As Senate aides worked through the weekend on drafting the legislation, key elements became clear, according to the people briefed on the negotiations, who spoke on the condition of anonymity because the situation was still fluid.
The bill would create a consumer financial protection agency under the umbrella of the Federal Reserve, but with a director appointed by the president and the ability to write rules governing mortgages, credit cards, payday loans and a wide range of other financial products.
It would have some ability, within certain parameters, to ensure that the rules are followed; how the rules would be enforced has been a major source of partisan division. As in a House version of regulatory overhaul adopted in December, the bill would, in some circumstances, restrict states from writing their own, stronger consumer protection rules.
The Federal Reserve would see its bank supervision powers significantly diminished. It would continue to oversee bank holding companies with $50 billion or more in assets, and would be entrusted to regulate systemically important nonbank financial institutions. Mr. Dodd had considered setting the threshold at $100 billion, which would have been even worse for the Fed.
Smaller bank holding companies, if they have a federal charter, would be overseen by a new regulator formed out of the Office of the Comptroller of the Currency, which already oversees national banks. The Federal Deposit Insurance Corporation, which already oversees state-chartered banks that are not members of the Fed system, would gain oversight over those that are.

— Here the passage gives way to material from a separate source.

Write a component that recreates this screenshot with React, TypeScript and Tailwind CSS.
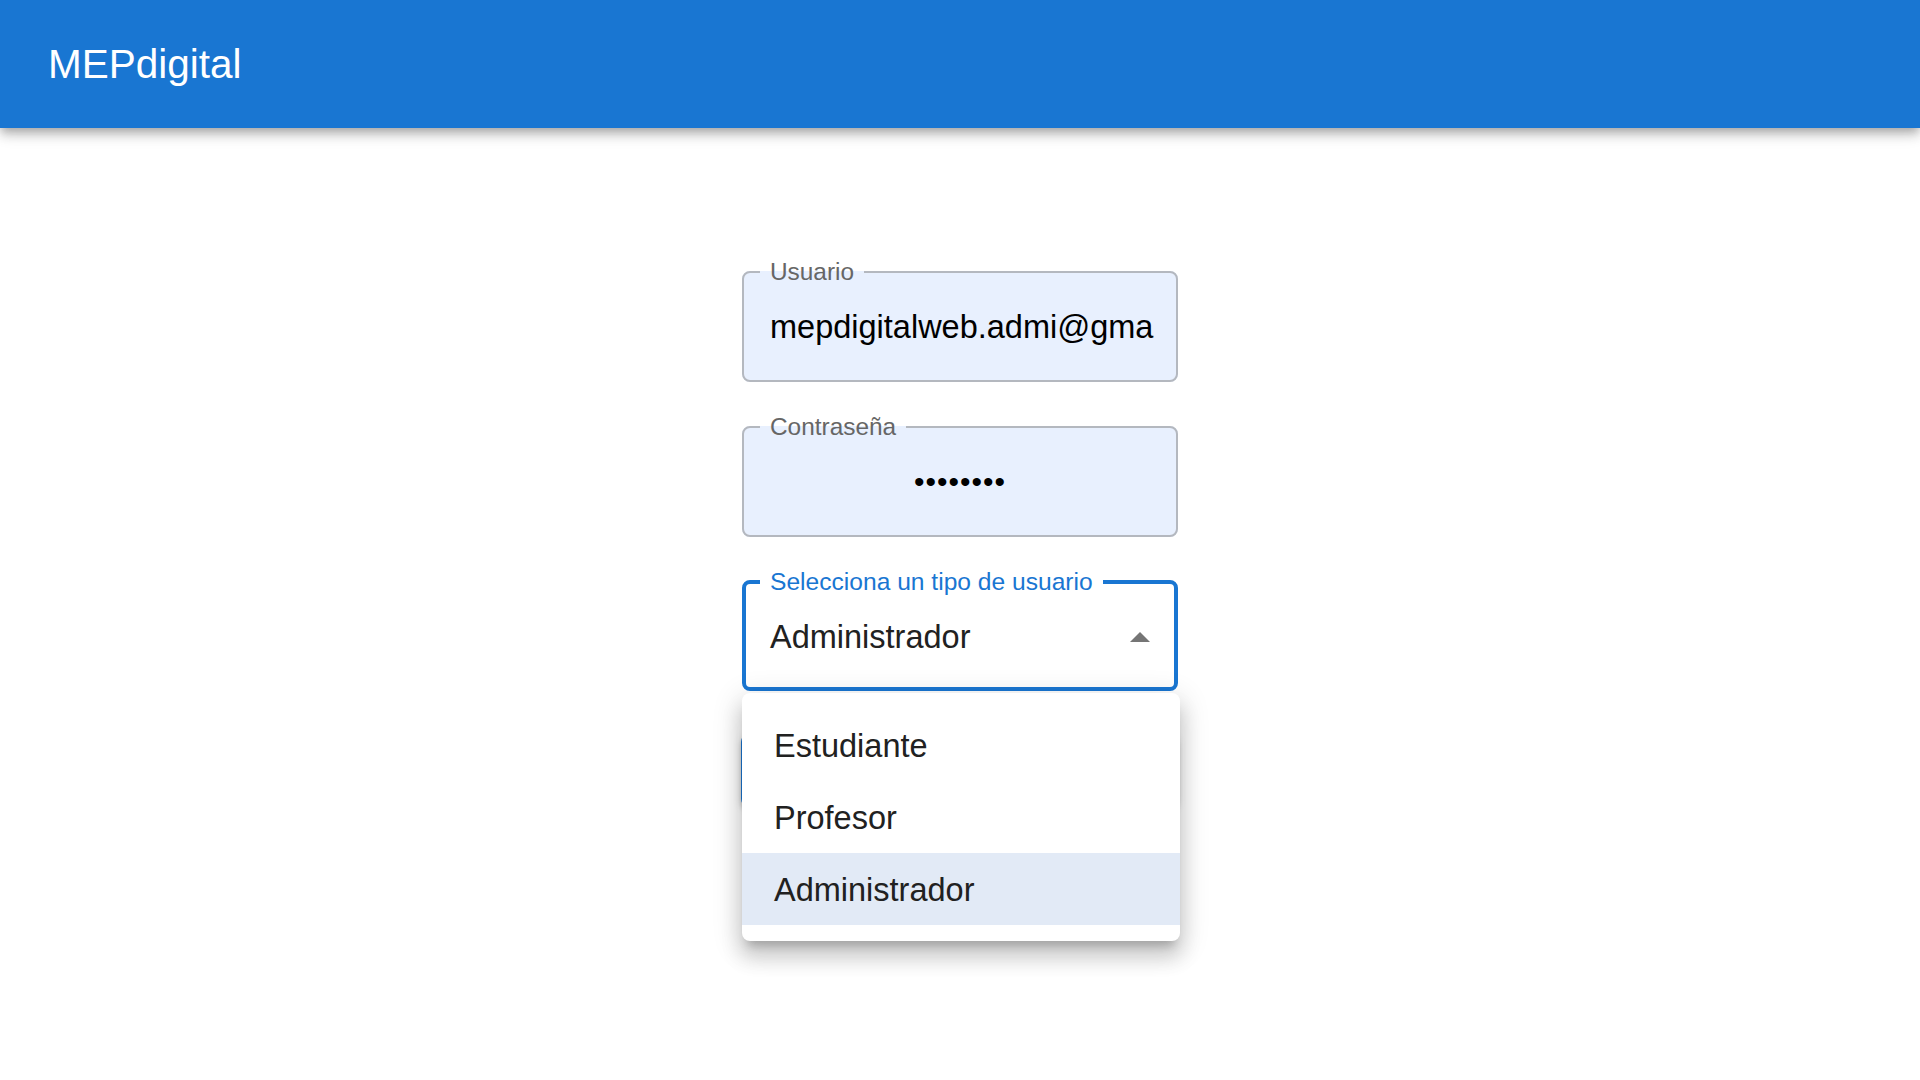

The bill would also create a council to detect systemic risks to the financial system, and trigger, if necessary, a process to seize and dismantle a large financial firm on the verge of failure, so as to limit the possibility of a broader meltdown and the need for a government bailout.
The risk council would be headed by the treasury secretary and including representatives of the Fed, the new consumer agency, the F.D.I.C., the Securities and Exchange Commission, the Commodity Futures Trading Commission and the Federal Housing Finance Agency — along with an official appointed to monitor the insurance industry, which is largely regulated by the states.
The bill would also impose, for the first time, comprehensive regulation of the sprawling market in over-the-counter derivatives. Standardized swaps and derivatives would have to be traded on exchanges or clearinghouses.
But companies that do not primarily deal in derivatives and are not major participants in the swaps market — that is, companies that use derivatives to hedge commercial risk — would be exempt from the new requirements. The size and extent of that exemption has been a key focus of behind-the-scenes negotiations over the past several months.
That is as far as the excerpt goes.